Va comunque osservato che, se non verranno apportate modifiche al decreto legge in sede di sua conversione, tali da renderlo conforme alla vigente normativa di tutela del consumatore in materia di turismo, si profilerà l’insorgenza di un fronte contenzioso che vedrà, da un lato, i consumatori invocare la disapplicazione della legislazione di emergenza in favore della direttiva comunitaria recepita dal Codice del Turismo e, dall’altro lato, gli operatori del turismo sostenere che il carattere emergenziale di tali norme le rende un’eccezione compatibile con il diritto comunitario.


Al momento non si può escludere che, in prospettiva, possa essere proprio l’Unione Europea a riconoscere che l’emergenza coronavirus legittimi la deroga della normativa interna di uno Stato alle direttive europee, ma nel frattempo, in assenza di una indicazione in tal senso da parte dell’Ue, l’attuale contrasto legislativo sembra doversi risolvere in favore dei consumatori, non potendosi ritenere legittime norme emergenziali che comprimono i diritti della parte più debole del contratto.

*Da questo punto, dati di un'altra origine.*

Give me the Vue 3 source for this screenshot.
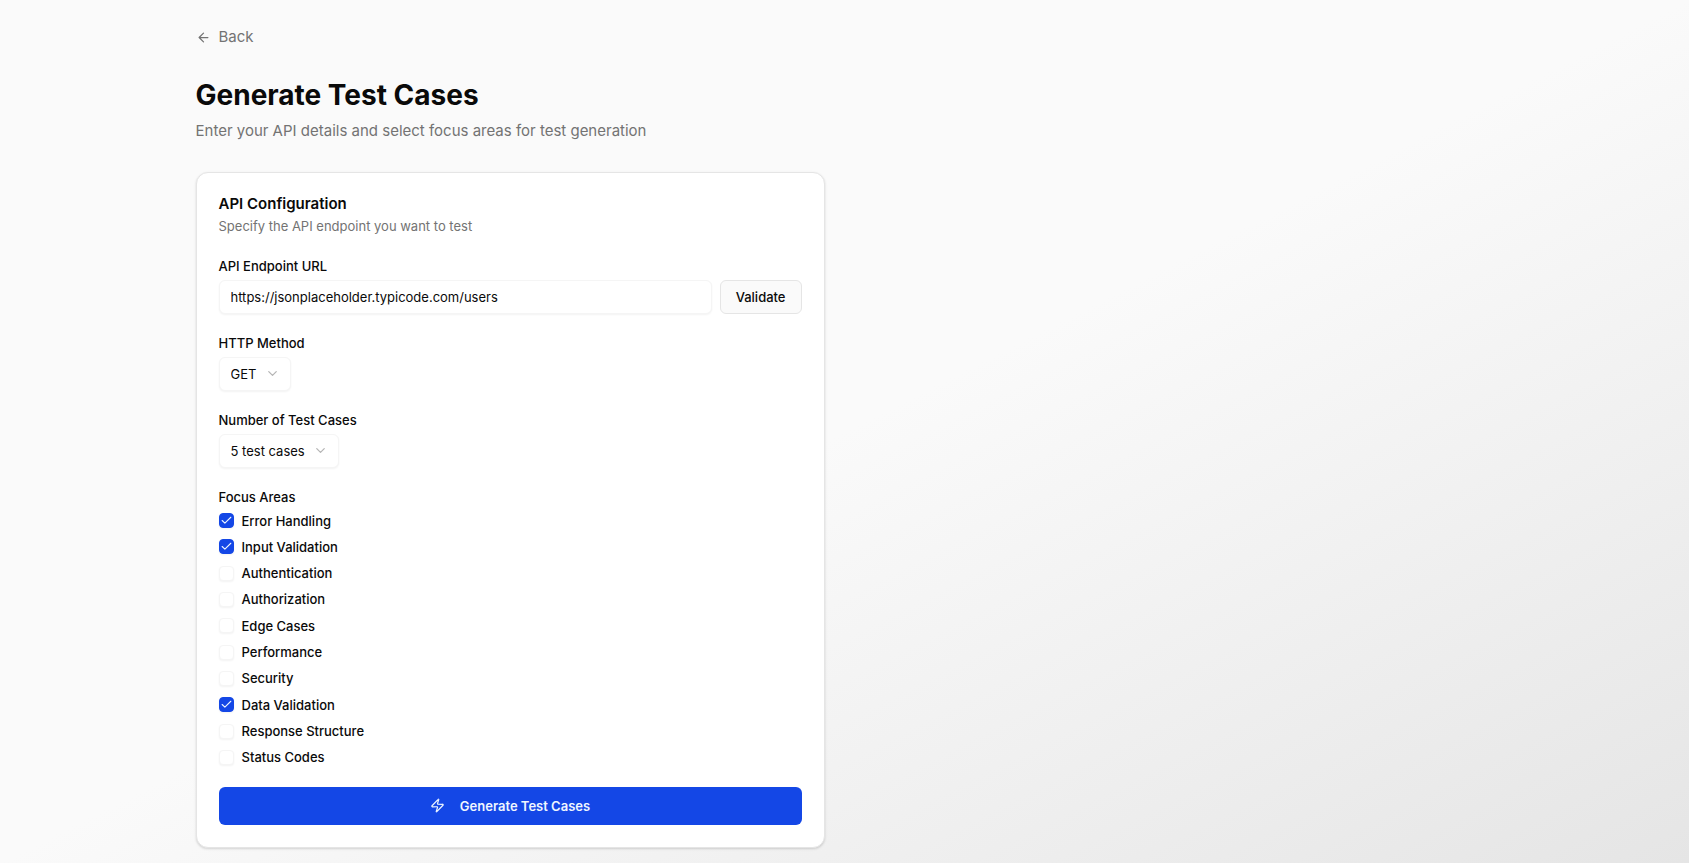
<script setup>
import { ref } from 'vue'

const url = ref('https://jsonplaceholder.typicode.com/users')
const method = ref('GET')
const count = ref(5)
const methods = ['GET', 'PUT']
const counts = [5, 3]
const areas = ref([
  { id: 'error-handling', label: 'Error Handling', on: true },
  { id: 'input-validation', label: 'Input Validation', on: true },
  { id: 'authentication', label: 'Authentication', on: false },
  { id: 'authorization', label: 'Authorization', on: false },
  { id: 'edge-cases', label: 'Edge Cases', on: false },
  { id: 'performance', label: 'Performance', on: false },
  { id: 'security', label: 'Security', on: false },
  { id: 'data-validation', label: 'Data Validation', on: true },
  { id: 'response-structure', label: 'Response Structure', on: false },
  { id: 'status-codes', label: 'Status Codes', on: false },
])
</script>

<template>
  <div class="page">
    <main class="container">
      <a class="back" href="#">
        <svg class="icon" viewBox="0 0 24 24" aria-hidden="true"><path d="m12 19-7-7 7-7M19 12H5" /></svg>
        Back
      </a>
      <header class="heading">
        <h1>Generate Test Cases</h1>
        <p>Enter your API details and select focus areas for test generation</p>
      </header>
      <div class="columns">
        <form class="card" @submit.prevent>
          <div class="card-head">
            <h2>API Configuration</h2>
            <p>Specify the API endpoint you want to test</p>
          </div>
          <div class="field">
            <label for="url">API Endpoint URL</label>
            <div class="url-row">
              <input id="url" v-model="url" class="control" type="text" />
              <button class="validate" type="button">Validate</button>
            </div>
          </div>
          <div class="field">
            <label for="method">HTTP Method</label>
            <div class="select">
              <select id="method" v-model="method" class="control">
                <option v-for="m in methods" :key="m" :value="m">{{ m }}</option>
              </select>
              <svg class="icon chevron" viewBox="0 0 24 24" aria-hidden="true"><path d="m6 9 6 6 6-6" /></svg>
            </div>
          </div>
          <div class="field">
            <label for="count">Number of Test Cases</label>
            <div class="select">
              <select id="count" v-model="count" class="control">
                <option v-for="n in counts" :key="n" :value="n">{{ n }} test cases</option>
              </select>
              <svg class="icon chevron" viewBox="0 0 24 24" aria-hidden="true"><path d="m6 9 6 6 6-6" /></svg>
            </div>
          </div>
          <fieldset class="focus">
            <legend>Focus Areas</legend>
            <div class="areas">
              <div v-for="a in areas" :key="a.id" class="area">
                <span class="check">
                  <input :id="a.id" v-model="a.on" type="checkbox" />
                  <svg v-if="a.on" class="tick" viewBox="0 0 24 24" aria-hidden="true"><path d="M20 6 9 17l-5-5" /></svg>
                </span>
                <label :for="a.id">{{ a.label }}</label>
              </div>
            </div>
          </fieldset>
          <button class="generate" type="submit">
            <svg class="icon" viewBox="0 0 24 24" aria-hidden="true">
              <path d="M4 14a1 1 0 0 1-.78-1.63l9.9-10.2a.5.5 0 0 1 .86.46l-1.92 6.02A1 1 0 0 0 13 10h7a1 1 0 0 1 .78 1.63l-9.9 10.2a.5.5 0 0 1-.86-.46l1.92-6.02A1 1 0 0 0 11 14z" />
            </svg>
            Generate Test Cases
          </button>
        </form>
      </div>
    </main>
  </div>
</template>

<style>
body {
  margin: 0;
}
</style>

<style scoped>
.page {
  box-sizing: border-box;
  min-height: 100vh;
  padding: 26px 22px 14px;
  background: linear-gradient(to bottom right, #fafafa, #fafafa 50%, #e5e5e5);
  color: #0a0a0a;
  font-family: Inter, "Liberation Sans", sans-serif;
  font-size: 13px;
  line-height: 20px;
}
.container {
  max-width: 1298px;
  margin: 0 auto;
}
h1, h2, p {
  margin: 0;
}
.icon {
  width: 15px;
  height: 15px;
  flex: none;
  fill: none;
  stroke: currentColor;
  stroke-width: 2;
  stroke-linecap: round;
  stroke-linejoin: round;
}
.back {
  display: inline-flex;
  align-items: center;
  gap: 8px;
  color: #737373;
  font-size: 15px;
  line-height: 22px;
  text-decoration: none;
}
.heading {
  margin: 28px 0 30px;
}
h1 {
  font-size: 28px;
  font-weight: 700;
  line-height: 34px;
}
.heading p {
  margin-top: 8px;
  color: #737373;
  font-size: 15px;
  line-height: 22px;
}
.columns {
  display: grid;
  grid-template-columns: 1fr 1fr;
  gap: 40px;
}
.card {
  padding: 22px;
  border: 1px solid #e5e5e5;
  border-radius: 12px;
  background: #fff;
  box-shadow: 0 1px 3px rgba(0, 0, 0, 0.1), 0 1px 2px rgba(0, 0, 0, 0.06);
}
.card-head {
  margin-bottom: 23px;
}
h2 {
  font-size: 15px;
  font-weight: 600;
  line-height: 18px;
}
.card-head p {
  margin-top: 3px;
  color: #737373;
}
.field {
  display: flex;
  flex-direction: column;
  gap: 7px;
  margin-bottom: 22px;
}
.field > label,
legend {
  font-weight: 500;
  line-height: 14px;
}
.url-row {
  display: flex;
  gap: 8px;
}
.control {
  box-sizing: border-box;
  height: 34px;
  border: 1px solid #f5f5f5;
  border-radius: 6px;
  background: #fff;
  box-shadow: 0 1px 2px rgba(0, 0, 0, 0.05);
  color: inherit;
  font: inherit;
}
input.control {
  flex: 1;
  min-width: 0;
  padding: 0 11px;
}
.validate {
  height: 34px;
  padding: 0 15px;
  border: 1px solid #e5e5e5;
  border-radius: 6px;
  background: #fafafa;
  color: inherit;
  font: inherit;
  font-weight: 500;
}
.select {
  position: relative;
  align-self: flex-start;
}
select.control {
  appearance: none;
  padding: 0 32px 0 11px;
}
.chevron {
  position: absolute;
  top: 9px;
  right: 11px;
  color: #b5b5b5;
  pointer-events: none;
}
.focus {
  min-width: 0;
  margin: 0 0 20px;
  padding: 0;
  border: 0;
}
legend {
  padding: 0;
}
.areas {
  display: flex;
  flex-direction: column;
  justify-content: space-between;
  min-height: 255px;
  padding-top: 8px;
}
.area {
  display: flex;
  align-items: center;
  gap: 8px;
  font-weight: 500;
  line-height: 18px;
}
.check {
  position: relative;
  display: flex;
}
.check input {
  appearance: none;
  box-sizing: border-box;
  width: 15px;
  height: 15px;
  margin: 0;
  border: 1px solid #f5f5f5;
  border-radius: 4px;
  background: #fff;
  box-shadow: 0 1px 2px rgba(0, 0, 0, 0.05);
}
.check input:checked {
  border-color: #1447e6;
  background: #1447e6;
}
.tick {
  position: absolute;
  inset: 1px;
  fill: none;
  stroke: #eff6ff;
  stroke-width: 2;
  stroke-linecap: round;
  stroke-linejoin: round;
  pointer-events: none;
}
.generate {
  display: flex;
  align-items: center;
  justify-content: center;
  gap: 15px;
  width: 100%;
  height: 38px;
  border: 0;
  border-radius: 6px;
  background: #1447e6;
  color: #eff6ff;
  font: inherit;
  font-weight: 600;
}
</style>
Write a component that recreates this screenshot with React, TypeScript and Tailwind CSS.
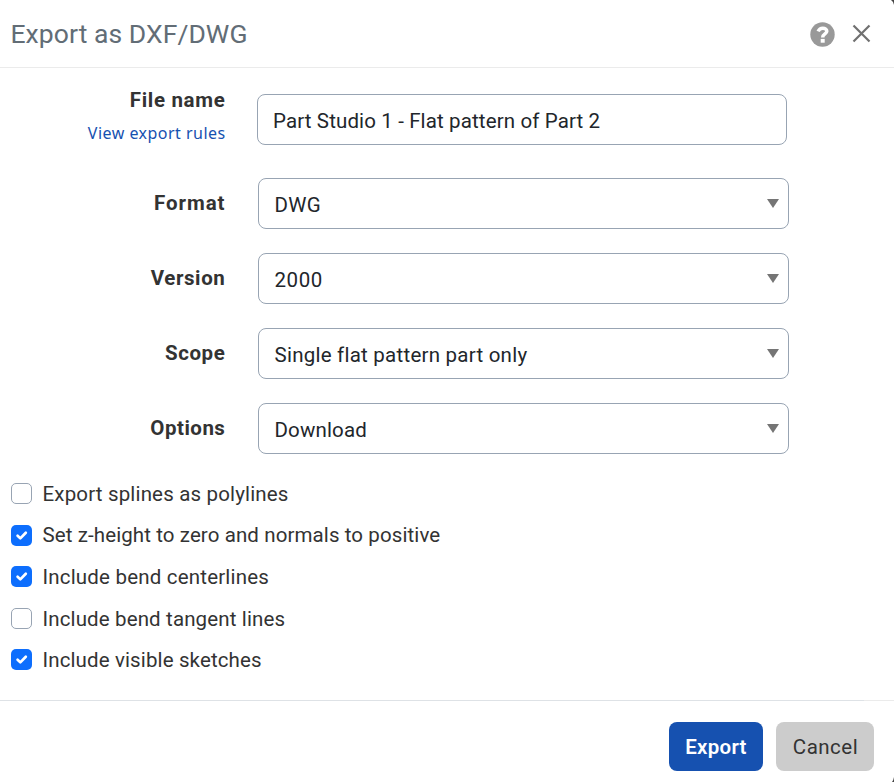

Resta il fatto che, quand’anche in sede giudiziaria dovessero accogliersi le istanze dei consumatori, le sentenze giungerebbero quando ormai l’operatore turistico potrebbe aver già chiuso i battenti causa fallimento “per coronavirus”, perciò è opportuno che in ogni situazione prevalga sempre tra le parti il buon senso, affinché venga raggiunto un accordo al quale poter dare concreta attuazione.